I want to encourage all you ladies - myself included! - to tell your practitioners what you like and what you don’t like; what feels comfortable and what feels uncomfortable. Communicating these things doesn’t mean that you are “too much,” annoying, bossy, needy or any of those not-so-positive descriptions you’ve thought up. Communicating to your practitioner or healer or therapist what you like and don’t like means that you are a helpful, admirable, respectable, self-aware, and receptive client.

When you tell a massage therapist, “I actually don’t like that so much” or “I would like it if you did more of that” what you are really saying is: “I trust that you can help me and I am receptive to what you are offering me.” Otherwise, why would you say anything? You only speak up when you believe that the other person can reciprocate. And when you say nothing, you actually close yourself off to receiving a treatment that could provide the relaxation, comfort and healing you were looking for, if only it was altered a centimeter this way or that.

And remember, you’re paying for this session. You’re paying for a service. So you are totally allowed to ask for what you think will enhance your experience.

Sometimes you may speak up - maybe for something to be repeated, or for the window in the room to be closed - and the practitioner may say no. Maybe they will even give you some attitude. That’s okay too. Every therapist also has a choice to say no, that’s allowed. You can then make the next decision: do you want to continue seeing this therapist or not? Both options are valid. Now you know what they offer so you can make a healthy, honest decision from there. (And of course we’re speaking about a “no” within a specific framework. When certain boundaries are crossed, “no” cannot and should not be taken as an answer.)
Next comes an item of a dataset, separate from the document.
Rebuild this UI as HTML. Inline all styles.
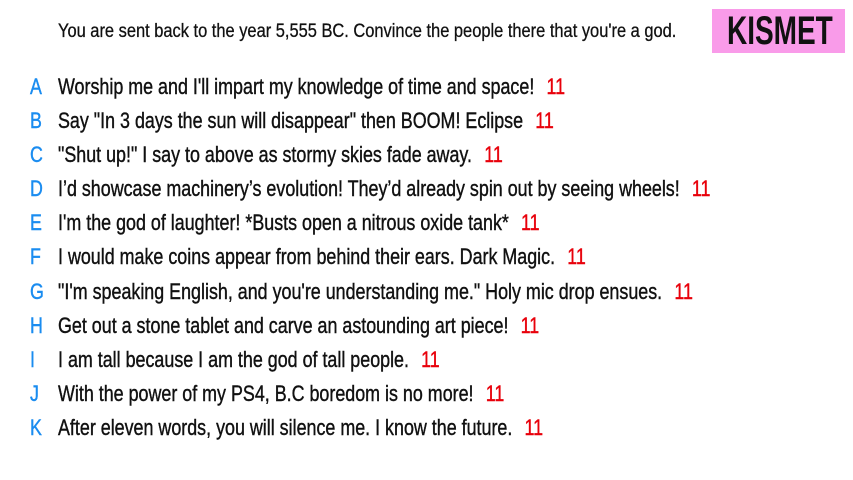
<!DOCTYPE html>
<html><head><meta charset="utf-8"><style>
body{margin:0;width:853px;height:480px;background:#fff;position:relative;overflow:hidden;font-family:"Liberation Sans",sans-serif;color:#111;}
.t{position:absolute;left:58px;top:21px;font-size:19px;white-space:nowrap;transform:scaleX(0.865);transform-origin:0 0;-webkit-text-stroke:0.3px #111}
.k{position:absolute;left:712px;top:9px;width:133px;height:44px;background:#f99be9;}
.k span{position:absolute;left:15px;top:0;font-size:40px;line-height:44px;font-weight:bold;color:#111;transform:scaleX(0.70);transform-origin:0 0;white-space:nowrap}
.r{position:absolute;left:0;height:34px;line-height:34px;font-size:22px;white-space:nowrap;-webkit-text-stroke:0.4px currentColor}
.r b{position:absolute;left:30px;color:#1a8cf0;font-weight:normal;transform:scaleX(0.81);transform-origin:0 0}
.r span{position:absolute;left:58px;transform:scaleX(0.813);transform-origin:0 0}
.r i{font-style:normal;color:#e8000b;margin-left:15px}
</style></head><body>
<div class="t">You are sent back to the year 5,555 BC. Convince the people there that you're a god.</div>
<div class="k"><span>KISMET</span></div>
<div class="r" style="top:70px"><b>A</b><span>Worship me and I'll impart my knowledge of time and space!<i>11</i></span></div>
<div class="r" style="top:104px"><b>B</b><span>Say "In 3 days the sun will disappear" then BOOM! Eclipse<i>11</i></span></div>
<div class="r" style="top:138px"><b>C</b><span>"Shut up!" I say to above as stormy skies fade away.<i>11</i></span></div>
<div class="r" style="top:172px"><b>D</b><span>I’d showcase machinery’s evolution! They’d already spin out by seeing wheels!<i>11</i></span></div>
<div class="r" style="top:206px"><b>E</b><span>I'm the god of laughter! *Busts open a nitrous oxide tank*<i>11</i></span></div>
<div class="r" style="top:240px"><b>F</b><span>I would make coins appear from behind their ears. Dark Magic.<i>11</i></span></div>
<div class="r" style="top:275px"><b>G</b><span>"I'm speaking English, and you're understanding me." Holy mic drop ensues.<i>11</i></span></div>
<div class="r" style="top:309px"><b>H</b><span>Get out a stone tablet and carve an astounding art piece!<i>11</i></span></div>
<div class="r" style="top:343px"><b>I</b><span>I am tall because I am the god of tall people.<i>11</i></span></div>
<div class="r" style="top:377px"><b>J</b><span>With the power of my PS4, B.C boredom is no more!<i>11</i></span></div>
<div class="r" style="top:411px"><b>K</b><span>After eleven words, you will silence me. I know the future.<i>11</i></span></div>
</body></html>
Most therapists I know however LOVE when their clients communicate. I know from your perspective it might seem like SUCH A BIG DEAL. “I just asked her to turn the air conditioner on, now I’m going to ask her to turn it off?” But from the practitioner’s perspective, it's so NOT a big deal. It’s just pressing a button. Or it's recognizing that of course one area of your body like more pressure and one area of your body likes less pressure. And if that little thing could make you, the client, happy, they would be so happy to hear! When my client lets me know if something I’m doing or saying isn’t comfortable for them, when they ask me for a blanket or another pillow, or give me very specific instructions of where to touch and how much pressure to apply, it brings me joy. Because most of the time, it’s so easy for me to do and it adds to the clients happiness.
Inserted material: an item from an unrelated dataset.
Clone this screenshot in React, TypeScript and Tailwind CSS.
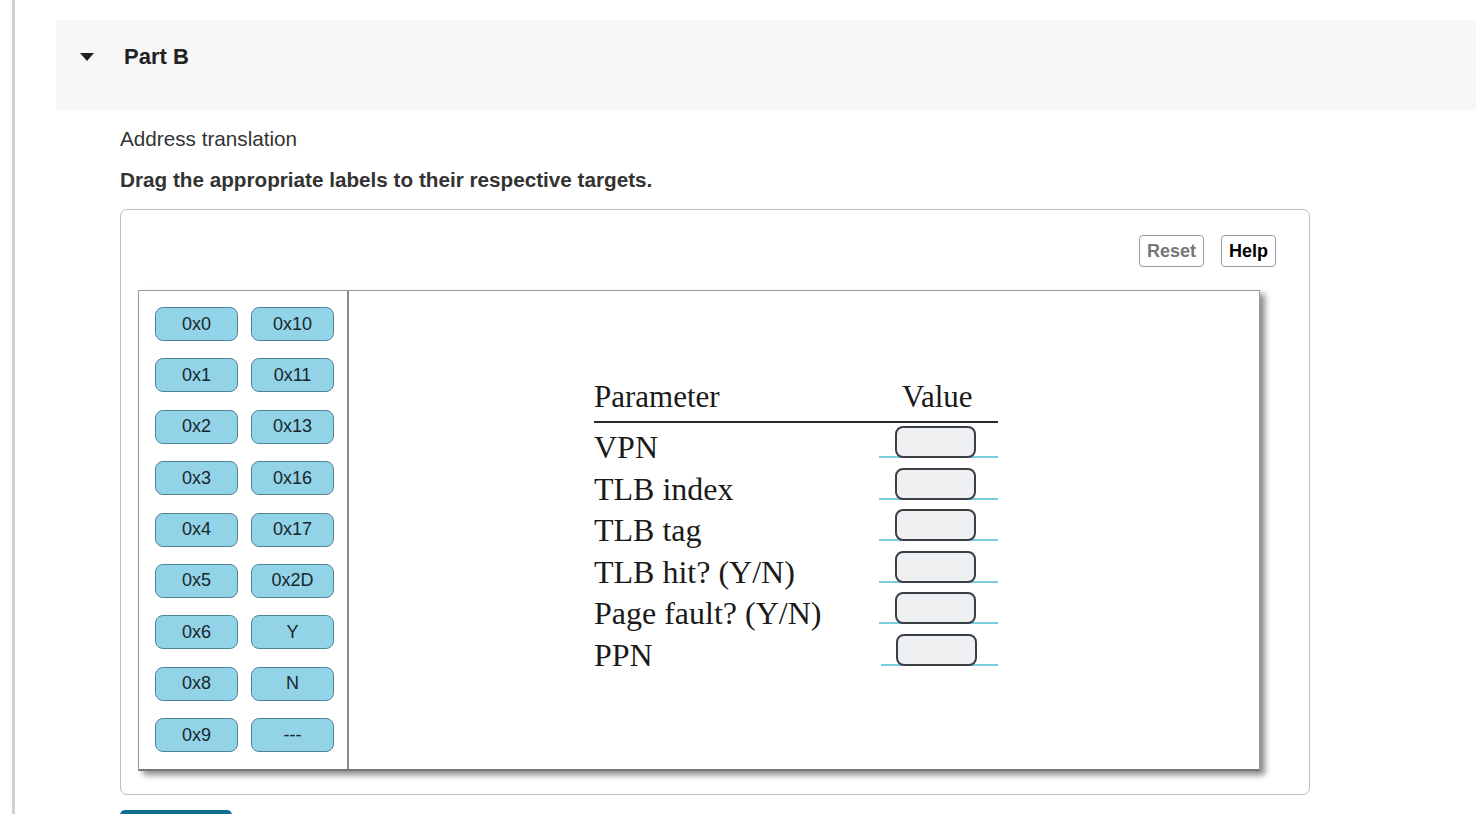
import React from "react";

const labels: [string, string][] = [
  ["0x0", "0x10"],
  ["0x1", "0x11"],
  ["0x2", "0x13"],
  ["0x3", "0x16"],
  ["0x4", "0x17"],
  ["0x5", "0x2D"],
  ["0x6", "Y"],
  ["0x8", "N"],
  ["0x9", "---"],
];

const params = ["VPN", "TLB index", "TLB tag", "TLB hit? (Y/N)", "Page fault? (Y/N)", "PPN"];

function Label({ text }: { text: string }) {
  return (
    <div className="w-[83px] h-[34px] rounded-[8px] border border-[#4f8397] bg-[#92d3e7] flex items-center justify-center text-[18px] text-[#18262b]">
      {text}
    </div>
  );
}

export default function App() {
  return (
    <div className="w-[1476px] h-[814px] overflow-hidden bg-white flex font-['Liberation_Sans',Arial,sans-serif] text-[#333]">
      {/* left rail */}
      <div className="ml-[12px] w-[3px] h-full shrink-0 bg-[#cbd3da]" />

      <div className="ml-[41px] flex-1 flex flex-col">
        <div className="mt-[20px] h-[90px] shrink-0 bg-[#f7f7f7] flex items-center pb-[18px]">
          <svg width="16" height="10" viewBox="0 0 16 10" className="ml-[23px] mt-[2px]">
            <path d="M1 1 L15 1 L8 9 Z" fill="#1f1f1f" />
          </svg>
          <h2 className="ml-[29px] text-[22px] font-bold text-[#222]">Part B</h2>
        </div>

        <div className="pl-[64px] shrink-0">
          <p className="mt-[17px] text-[20.7px] leading-[24px] text-[#333]">Address translation</p>
          <p className="mt-[17px] text-[20.7px] leading-[24px] font-bold text-[#333]">
            Drag the appropriate labels to their respective targets.
          </p>

          <div className="mt-[17px] w-[1190px] h-[586px] border border-[#bdbdbd] rounded-[7px] pl-[17px] pt-[25px]">
            <div className="flex justify-end gap-[17px] pr-[33px]">
              <button className="h-[32px] px-[7px] border border-[#9b9b9b] rounded-[4px] text-[18px] font-bold text-[#777]">
                Reset
              </button>
              <button className="h-[32px] px-[7px] border border-[#9b9b9b] rounded-[4px] text-[18px] font-bold text-black">
                Help
              </button>
            </div>

            <div className="mt-[23px] w-[1122px] h-[481px] border border-[#9a9a9a] border-b-2 border-b-[#777] shadow-[5px_4px_6px_rgba(0,0,0,0.45)] flex bg-white">
              {/* label bank */}
              <div className="w-[210px] border-r-2 border-[#8a8a8a] pl-[16px] pt-[16px] grid grid-cols-[83px_83px] gap-x-[13px] gap-y-[17.4px] content-start">
                {labels.map(([a, b]) => (
                  <React.Fragment key={a}>
                    <Label text={a} />
                    <Label text={b} />
                  </React.Fragment>
                ))}
              </div>

              {/* parameter table */}
              <div className="pl-[245px] pt-[75px] font-['Liberation_Serif','Times_New_Roman',serif] text-[#1a1a1a]">
                <div className="w-[404px] h-[57px] flex items-end border-b-2 border-[#2a2a2a] pb-[6px] text-[31px] leading-[36px]">
                  <div className="w-[308px]">Parameter</div>
                  <div>Value</div>
                </div>
                {params.map((p, i) => (
                  <div key={p} className="flex h-[41.6px] items-start">
                    <div className="w-[285px] mt-[6px] text-[32px] leading-[36px] h-[36px] whitespace-nowrap">{p}</div>
                    <div
                      className={`${i === params.length - 1 ? "ml-[2px] w-[117px]" : "w-[119px]"} h-[35px] pt-[3px] flex flex-col items-center border-b-2 border-[#7dcde0]`}
                    >
                      <div className="w-[81px] h-[32px] mr-[6px] rounded-[8px] border-2 border-[#3a3f45] bg-[#eef0f2] -mb-[2px]" />
                    </div>
                  </div>
                ))}
              </div>
            </div>
          </div>

          <div className="mt-[15px] w-[112px] h-[12px] rounded-t-[5px] bg-[#0d6f8d]" />
        </div>
      </div>
    </div>
  );
}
And sometimes I can’t always say yes. If I’m super hot and my client asks to make the room hotter, I won’t be able to do my job well if I’m melting. But I can give her another blanket. Or maybe put the heater on for a little bit and then turn it off. Maybe my client wants more pressure, and after a long day I might not be able to apply more pressure. But knowing that feedback, I might be able to do something different that feels good to you but isn’t stressing my body. We can find a way to work together as long as we’re both respectful, receptive, and honest.

Of course, I’m not advocating telling someone how to do her job. I trust that each woman has an internal checker of what kind of “speaking up” I’m referring to. And what I’ve learned is that telling someone what you like and then receiving it from her adds ten-fold to the session. Or asking for a pillow to put under your legs and receiving that pillow with kindness and flexibility adds even more comfort and relaxation.

And who knows? Maybe that’s why you needed the session in the first place. The touch or the movement or the conversation are nice, but knowing that you can ask and be received graciously with love, and that there are two people who care deeply about your comfort and well being (yes the therapist, but even more importantly YOURSELF!) may just be the reason that makes you want to come back for another session.